The numbers he put up this season were absolutely insane. 21 points, 6.8 rebounds, 6.2 assists and 2.5 steals per 40 minutes definitely counts as filling it up. In addition, he attempted 9.6 free throws per 40 minutes. Payton can’t really shoot at all yet, but he’s by far the best bet out of this rookie crop of point guards to become an elite NBA finisher. He absolutely dominates in transition and with NBA spacing he could be a devastating finisher and passer out of the pick and roll.

He’s also going to be at least a neutral defender right away with a chance to become a lockdown defender at either guard position. He’s very physical and he’s obviously a good athlete. The bottom line is that Payton is a good player, and it looks like Orlando is handing him the keys to the offense. If you haven’t watched his video breakdown on DraftExpress, you definitely should.

The Magic traded a decent package of assets to move up just two spots to get his rights from Philly, and they got rid of incumbent starter Jameer Nelson. The only other true point guard on the roster is Luke Ridnour, and I just can’t imagine them benching Payton for Ridnour in a year when they’re probably not trying to make the playoffs.

A combination of being underrated player and opportunity make Payton a strong under the radar pick.

2. Andrew Wiggins, G/F, Minnesota Timberwolves

While Wiggins did make it into the top-2, it’s more by default than because I think he’s a strong candidate. Wiggins is going to be a good NBA player, but it may not show up in the stat sheet right away. He’s going to get big time minutes, but it’s hard to say exactly how productive he will be.

First of all, it’s clear Wiggins’ shot is still a work in progress. While I do think he will ultimately be a solid spot up shooter in the league, his summer league performance left a lot to be desired as he shot just 2-13 from deep after shooting 34% from behind the college line at Kansas last season.

Wiggins is going to be dangerous in transition, but he’s definitely going to struggle in the half court. He has no left hand yet and he hasn’t been able to create off the dribble, especially for others (he recorded just one assist in four summer league games). His assist rate at Kansas was lower than Joel Embiid’s, per KenPom.

For the purposes of his rookie production, Wiggins would be much better off playing on a team with ball dominant players he could work around. However, in Minnesota, he simply won’t have that luxury.

Ricky Rubio is a good offensive creator, but for reasons I explained in an article I published last week, he’s not a player you can completely rely on to run an offense through. Minnesota is going to try to put the ball in Wiggins’ hands as much as possible, and there are definitely going to be some growing pains involved.

That being said, Wiggins will get a boost from his overall defensive impact as well as his steal and block numbers. And like I said earlier, he will be deadly in transition. Minnesota will be looking to get out and run as much as possible, and Wiggins will be a huge part of that strategy.
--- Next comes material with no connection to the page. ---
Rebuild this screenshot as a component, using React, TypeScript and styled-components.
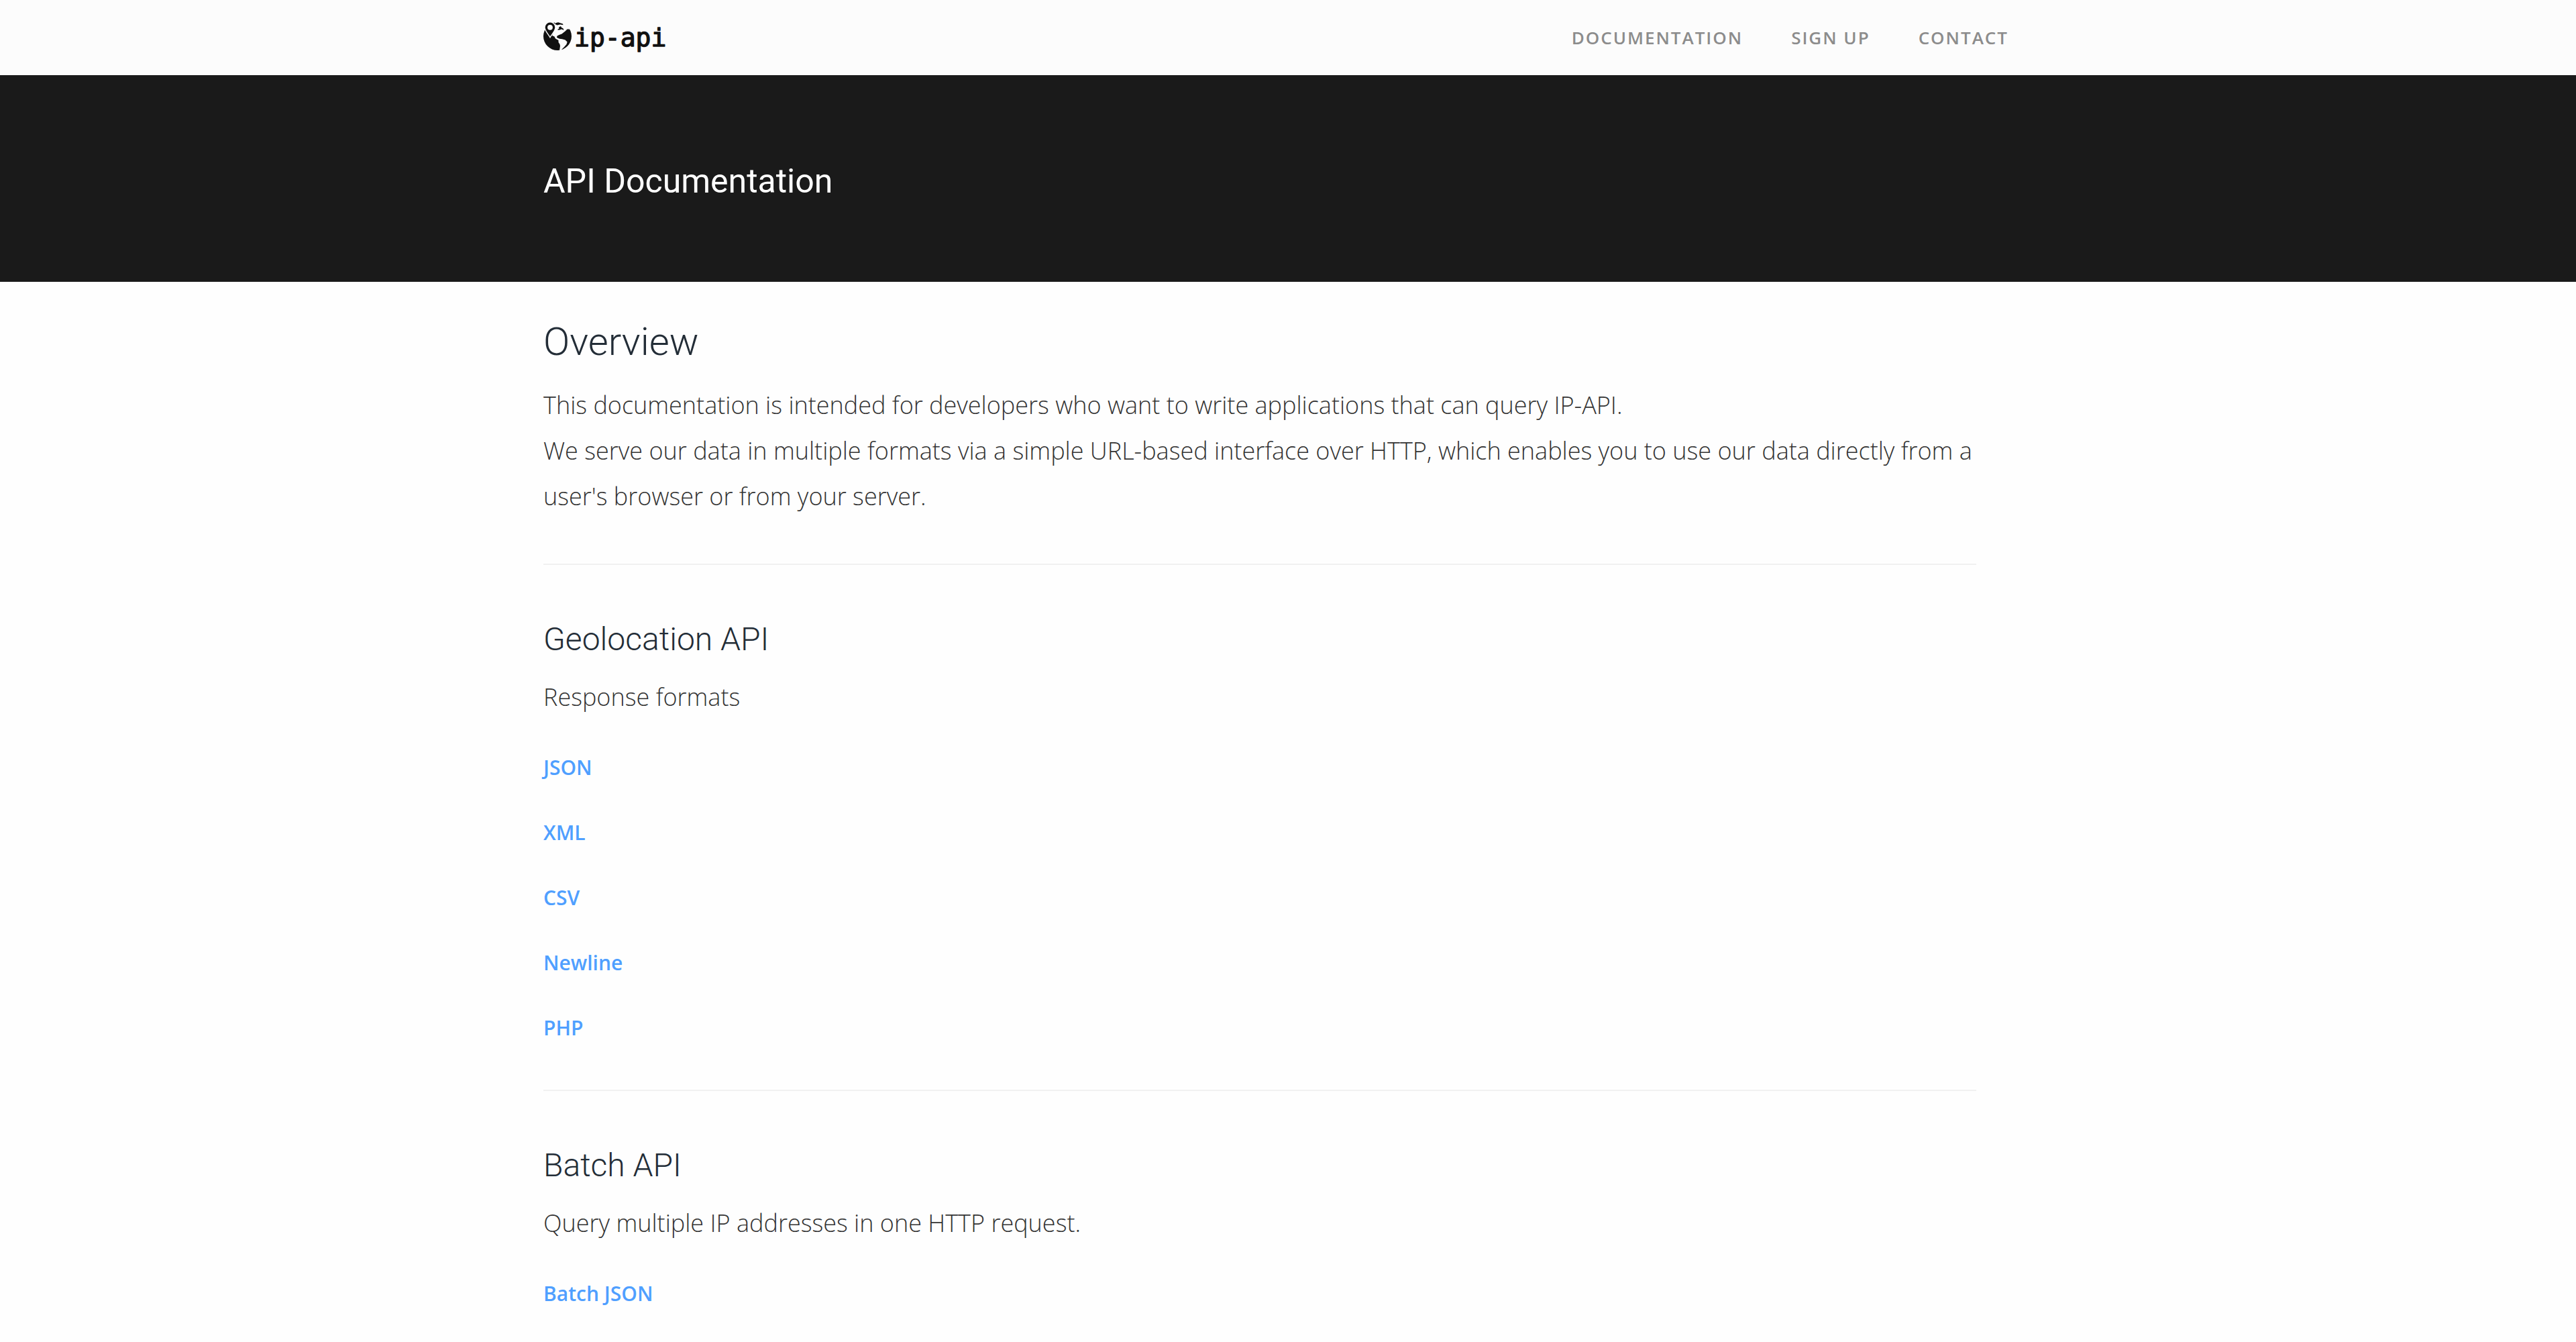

I expect Wiggins to struggle early on, but he should find his footing and figure out how to contribute as the season progresses. If I had to project Wiggins’ numbers right now, I’d say 14-6-1-1-1 with 42/30/75 splits sounds about right. Those numbers are probably not winning him the ROY, but his upside is high enough to the point where he probably has the second best odds right now. His No. 1 overall pick status will not be lost on voters while they are casting their ballots.

1. Jabari Parker

To put this in perspective, I would argue that No. 6 Marcus Smart is closer to No. 2 Andrew Wiggins than Wiggins is to Jabari in terms of odds. All of the guys from 2-6 have relatively similar odds to win, but Jabari is far ahead of the field for one main reason. He’s just better.
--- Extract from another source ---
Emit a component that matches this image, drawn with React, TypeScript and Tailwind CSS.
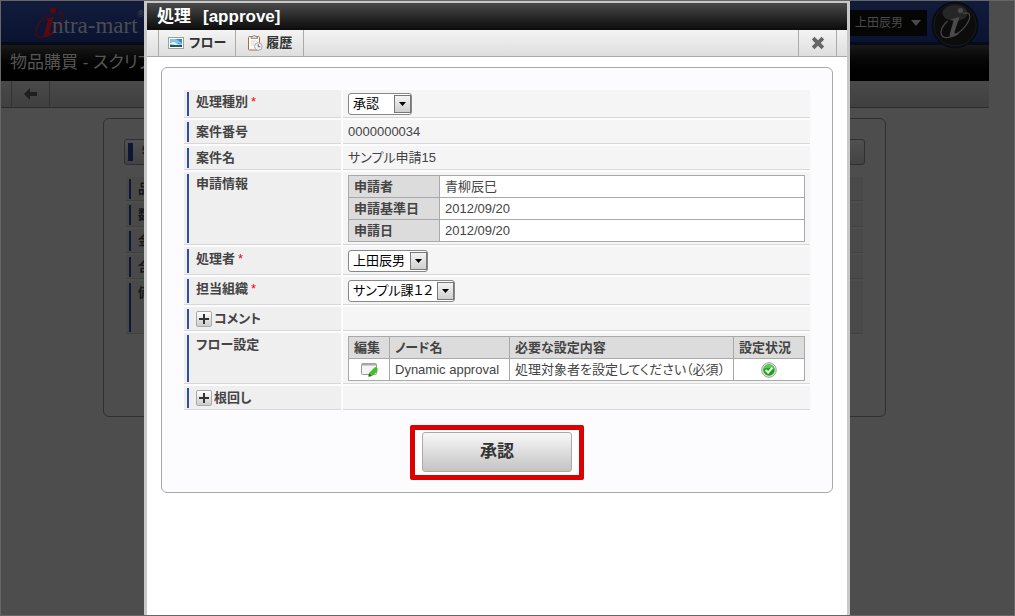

Jabari is easily the best rookie right now and he should be able to contribute right away as the No. 1 scoring option for the Bucks. Not only will he play, he will be asked to carry a lot of the offensive burden for the team immediately.

Jabari can create his own shot with ease and handle in transition better than any player in this class by far. Watching him in Vegas, he’s clearly a physical specimen. Last season at Duke he played on a guard heavy team that required him to play both inside and out. This season, he will hopefully be taking on a bigger share of the ball handling and running the offense at times.

Jabari had an extremely high usage rate at Duke last season, ranking 24th in the nation in possessions used per KenPom, however, he still managed reasonable efficiency on a high degree of difficulty as he created a lot of his own shots. He also drew a ton of fouls and was a solid rebounder.

Jabari’s game should translate extremely well to the NBA, and not many teams will be able to match up with him properly. He’s way too big for most small forwards to contain but he’s way too quick for bigger power forwards to stay in front of. There’s no doubt he will be a nightmare matchup.

I expect Jabari to average between 17-19 points per game while adding about seven rebounds and three assists on something like 45/34/75 splits. Efficiency will come with time, but the raw numbers will be there right away, making him the clear-cut ROY frontrunner.